→ The task
Output the material below unchanged, apart from leaving out the pictures.

→ Data
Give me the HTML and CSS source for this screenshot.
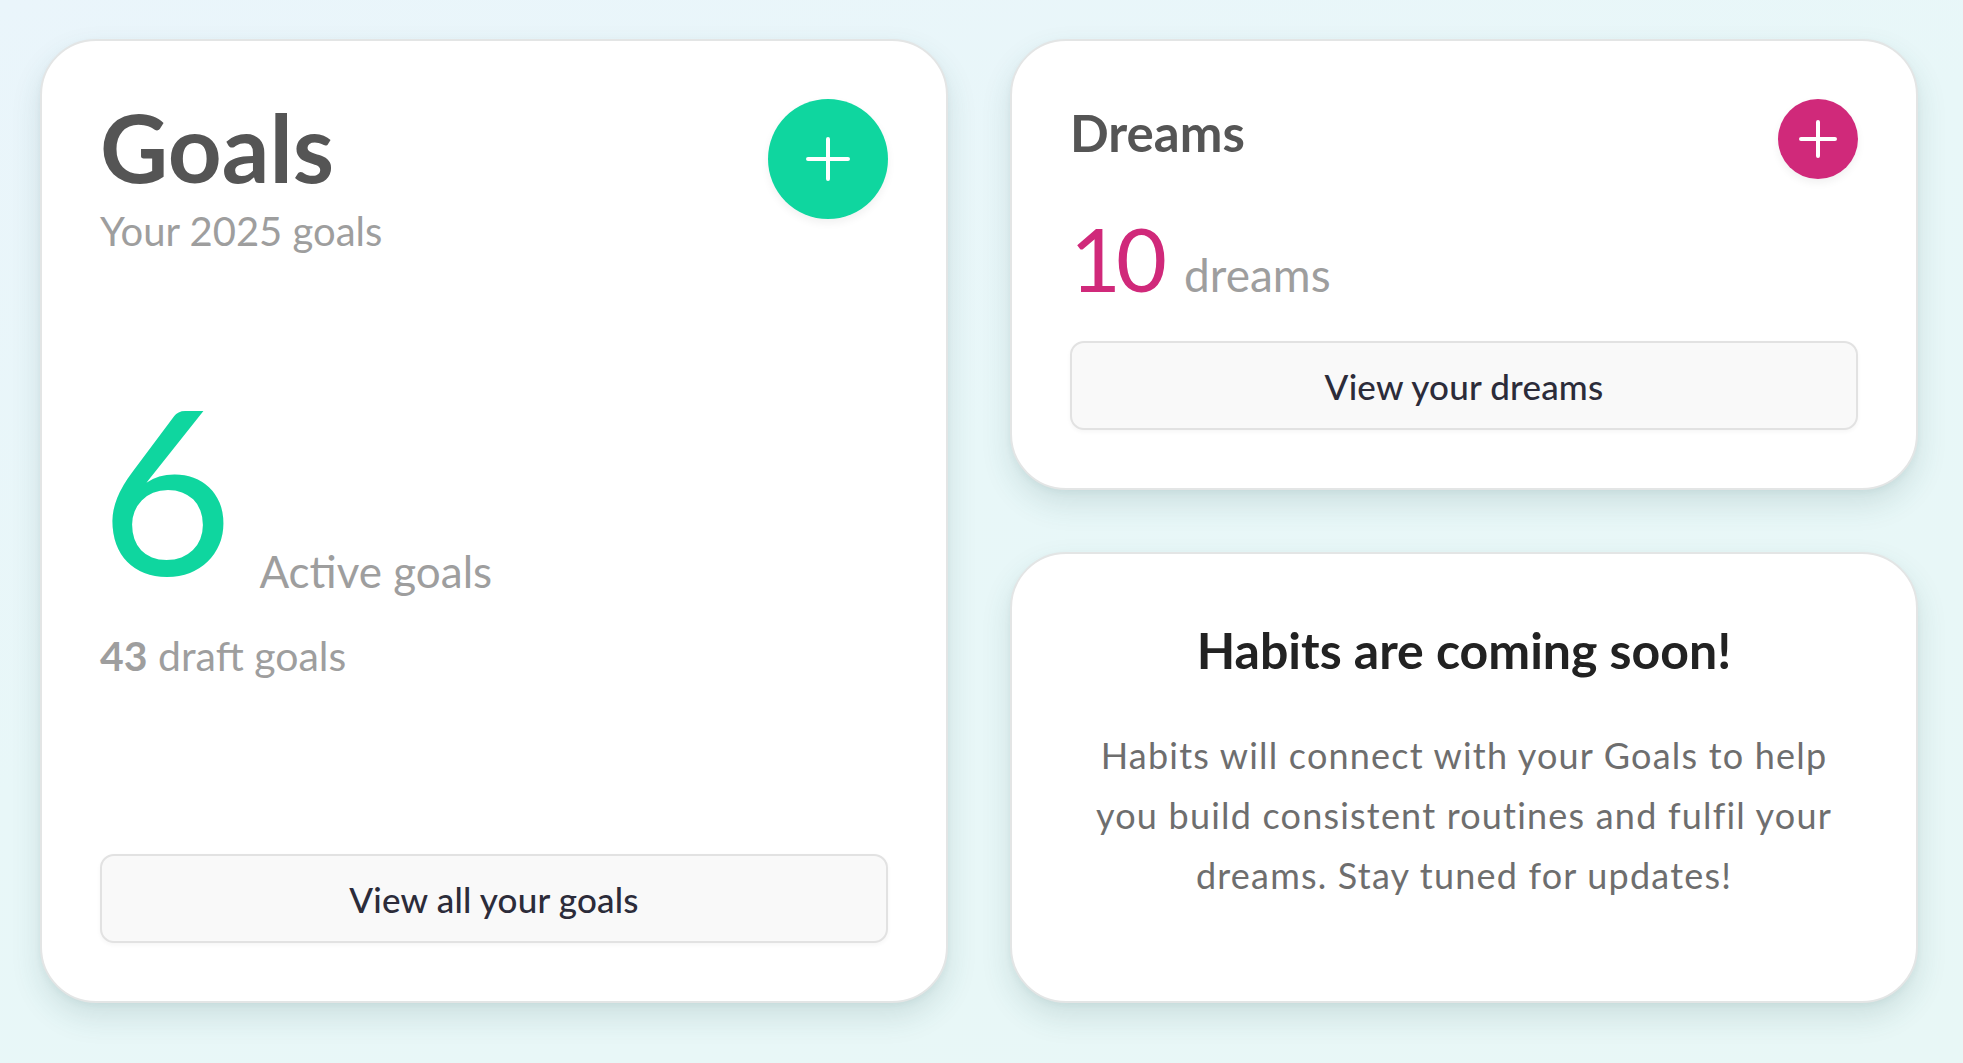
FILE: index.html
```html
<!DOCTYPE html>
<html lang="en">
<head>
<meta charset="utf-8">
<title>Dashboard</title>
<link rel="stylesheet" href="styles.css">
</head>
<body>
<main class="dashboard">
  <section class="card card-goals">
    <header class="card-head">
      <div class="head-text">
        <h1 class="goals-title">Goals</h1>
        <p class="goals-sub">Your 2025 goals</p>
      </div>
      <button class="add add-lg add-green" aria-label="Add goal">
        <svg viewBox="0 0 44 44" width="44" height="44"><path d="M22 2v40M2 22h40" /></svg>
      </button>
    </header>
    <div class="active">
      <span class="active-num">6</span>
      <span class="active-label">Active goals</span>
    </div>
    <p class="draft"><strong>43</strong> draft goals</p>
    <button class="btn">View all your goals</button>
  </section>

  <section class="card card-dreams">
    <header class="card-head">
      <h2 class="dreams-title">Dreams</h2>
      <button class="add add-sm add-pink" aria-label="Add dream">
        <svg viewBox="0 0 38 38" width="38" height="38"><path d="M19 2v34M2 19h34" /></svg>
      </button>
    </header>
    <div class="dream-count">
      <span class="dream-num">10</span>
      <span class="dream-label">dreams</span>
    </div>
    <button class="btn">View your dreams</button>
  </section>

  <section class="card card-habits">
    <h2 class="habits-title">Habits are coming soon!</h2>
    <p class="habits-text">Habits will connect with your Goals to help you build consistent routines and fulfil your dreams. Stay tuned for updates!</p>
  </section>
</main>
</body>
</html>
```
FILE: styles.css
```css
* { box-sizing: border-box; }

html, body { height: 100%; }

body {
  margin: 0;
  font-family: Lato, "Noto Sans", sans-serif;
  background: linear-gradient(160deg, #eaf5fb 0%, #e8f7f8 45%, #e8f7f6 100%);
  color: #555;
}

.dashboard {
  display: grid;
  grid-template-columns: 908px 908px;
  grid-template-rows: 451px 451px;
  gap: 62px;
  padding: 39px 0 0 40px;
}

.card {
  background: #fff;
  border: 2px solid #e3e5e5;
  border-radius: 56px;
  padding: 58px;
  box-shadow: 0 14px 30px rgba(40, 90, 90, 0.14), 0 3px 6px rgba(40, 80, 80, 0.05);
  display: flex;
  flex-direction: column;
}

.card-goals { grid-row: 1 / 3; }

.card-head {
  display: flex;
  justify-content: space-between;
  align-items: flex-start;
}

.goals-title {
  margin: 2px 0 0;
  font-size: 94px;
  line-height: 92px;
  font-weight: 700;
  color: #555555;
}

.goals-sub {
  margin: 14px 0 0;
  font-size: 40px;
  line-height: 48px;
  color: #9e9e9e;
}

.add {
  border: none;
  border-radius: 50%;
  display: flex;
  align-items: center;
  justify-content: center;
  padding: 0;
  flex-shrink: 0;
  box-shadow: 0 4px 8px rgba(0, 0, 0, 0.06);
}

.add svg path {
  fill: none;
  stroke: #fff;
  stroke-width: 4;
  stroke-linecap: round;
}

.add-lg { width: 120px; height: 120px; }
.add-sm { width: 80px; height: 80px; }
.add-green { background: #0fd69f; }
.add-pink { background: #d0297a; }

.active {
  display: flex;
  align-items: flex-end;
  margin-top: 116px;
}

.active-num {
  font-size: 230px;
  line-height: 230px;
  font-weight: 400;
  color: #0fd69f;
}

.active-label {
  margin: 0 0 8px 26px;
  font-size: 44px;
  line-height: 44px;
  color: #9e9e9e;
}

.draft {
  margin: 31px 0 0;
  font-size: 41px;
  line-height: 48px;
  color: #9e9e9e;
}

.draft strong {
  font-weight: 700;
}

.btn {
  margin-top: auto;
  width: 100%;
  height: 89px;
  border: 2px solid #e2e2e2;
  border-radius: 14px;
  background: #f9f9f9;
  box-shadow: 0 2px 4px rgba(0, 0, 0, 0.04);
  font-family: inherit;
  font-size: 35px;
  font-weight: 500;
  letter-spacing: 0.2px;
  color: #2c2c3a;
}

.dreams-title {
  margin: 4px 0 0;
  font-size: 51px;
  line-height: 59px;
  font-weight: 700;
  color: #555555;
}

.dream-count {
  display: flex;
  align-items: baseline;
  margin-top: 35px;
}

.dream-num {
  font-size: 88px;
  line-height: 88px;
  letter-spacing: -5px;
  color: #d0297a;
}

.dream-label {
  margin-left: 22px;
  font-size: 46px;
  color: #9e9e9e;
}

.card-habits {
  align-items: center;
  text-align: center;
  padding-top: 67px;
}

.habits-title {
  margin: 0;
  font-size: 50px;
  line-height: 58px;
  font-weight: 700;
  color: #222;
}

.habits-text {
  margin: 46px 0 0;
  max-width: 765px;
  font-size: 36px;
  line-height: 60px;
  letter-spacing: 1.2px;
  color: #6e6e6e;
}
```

→ Finished answer
Give me the HTML and CSS source for this screenshot.
FILE: index.html
```html
<!DOCTYPE html>
<html lang="en">
<head>
<meta charset="utf-8">
<title>Dashboard</title>
<link rel="stylesheet" href="styles.css">
</head>
<body>
<main class="dashboard">
  <section class="card card-goals">
    <header class="card-head">
      <div class="head-text">
        <h1 class="goals-title">Goals</h1>
        <p class="goals-sub">Your 2025 goals</p>
      </div>
      <button class="add add-lg add-green" aria-label="Add goal">
        <svg viewBox="0 0 44 44" width="44" height="44"><path d="M22 2v40M2 22h40" /></svg>
      </button>
    </header>
    <div class="active">
      <span class="active-num">6</span>
      <span class="active-label">Active goals</span>
    </div>
    <p class="draft"><strong>43</strong> draft goals</p>
    <button class="btn">View all your goals</button>
  </section>

  <section class="card card-dreams">
    <header class="card-head">
      <h2 class="dreams-title">Dreams</h2>
      <button class="add add-sm add-pink" aria-label="Add dream">
        <svg viewBox="0 0 38 38" width="38" height="38"><path d="M19 2v34M2 19h34" /></svg>
      </button>
    </header>
    <div class="dream-count">
      <span class="dream-num">10</span>
      <span class="dream-label">dreams</span>
    </div>
    <button class="btn">View your dreams</button>
  </section>

  <section class="card card-habits">
    <h2 class="habits-title">Habits are coming soon!</h2>
    <p class="habits-text">Habits will connect with your Goals to help you build consistent routines and fulfil your dreams. Stay tuned for updates!</p>
  </section>
</main>
</body>
</html>
```
FILE: styles.css
```css
* { box-sizing: border-box; }

html, body { height: 100%; }

body {
  margin: 0;
  font-family: Lato, "Noto Sans", sans-serif;
  background: linear-gradient(160deg, #eaf5fb 0%, #e8f7f8 45%, #e8f7f6 100%);
  color: #555;
}

.dashboard {
  display: grid;
  grid-template-columns: 908px 908px;
  grid-template-rows: 451px 451px;
  gap: 62px;
  padding: 39px 0 0 40px;
}

.card {
  background: #fff;
  border: 2px solid #e3e5e5;
  border-radius: 56px;
  padding: 58px;
  box-shadow: 0 14px 30px rgba(40, 90, 90, 0.14), 0 3px 6px rgba(40, 80, 80, 0.05);
  display: flex;
  flex-direction: column;
}

.card-goals { grid-row: 1 / 3; }

.card-head {
  display: flex;
  justify-content: space-between;
  align-items: flex-start;
}

.goals-title {
  margin: 2px 0 0;
  font-size: 94px;
  line-height: 92px;
  font-weight: 700;
  color: #555555;
}

.goals-sub {
  margin: 14px 0 0;
  font-size: 40px;
  line-height: 48px;
  color: #9e9e9e;
}

.add {
  border: none;
  border-radius: 50%;
  display: flex;
  align-items: center;
  justify-content: center;
  padding: 0;
  flex-shrink: 0;
  box-shadow: 0 4px 8px rgba(0, 0, 0, 0.06);
}

.add svg path {
  fill: none;
  stroke: #fff;
  stroke-width: 4;
  stroke-linecap: round;
}

.add-lg { width: 120px; height: 120px; }
.add-sm { width: 80px; height: 80px; }
.add-green { background: #0fd69f; }
.add-pink { background: #d0297a; }

.active {
  display: flex;
  align-items: flex-end;
  margin-top: 116px;
}

.active-num {
  font-size: 230px;
  line-height: 230px;
  font-weight: 400;
  color: #0fd69f;
}

.active-label {
  margin: 0 0 8px 26px;
  font-size: 44px;
  line-height: 44px;
  color: #9e9e9e;
}

.draft {
  margin: 31px 0 0;
  font-size: 41px;
  line-height: 48px;
  color: #9e9e9e;
}

.draft strong {
  font-weight: 700;
}

.btn {
  margin-top: auto;
  width: 100%;
  height: 89px;
  border: 2px solid #e2e2e2;
  border-radius: 14px;
  background: #f9f9f9;
  box-shadow: 0 2px 4px rgba(0, 0, 0, 0.04);
  font-family: inherit;
  font-size: 35px;
  font-weight: 500;
  letter-spacing: 0.2px;
  color: #2c2c3a;
}

.dreams-title {
  margin: 4px 0 0;
  font-size: 51px;
  line-height: 59px;
  font-weight: 700;
  color: #555555;
}

.dream-count {
  display: flex;
  align-items: baseline;
  margin-top: 35px;
}

.dream-num {
  font-size: 88px;
  line-height: 88px;
  letter-spacing: -5px;
  color: #d0297a;
}

.dream-label {
  margin-left: 22px;
  font-size: 46px;
  color: #9e9e9e;
}

.card-habits {
  align-items: center;
  text-align: center;
  padding-top: 67px;
}

.habits-title {
  margin: 0;
  font-size: 50px;
  line-height: 58px;
  font-weight: 700;
  color: #222;
}

.habits-text {
  margin: 46px 0 0;
  max-width: 765px;
  font-size: 36px;
  line-height: 60px;
  letter-spacing: 1.2px;
  color: #6e6e6e;
}
```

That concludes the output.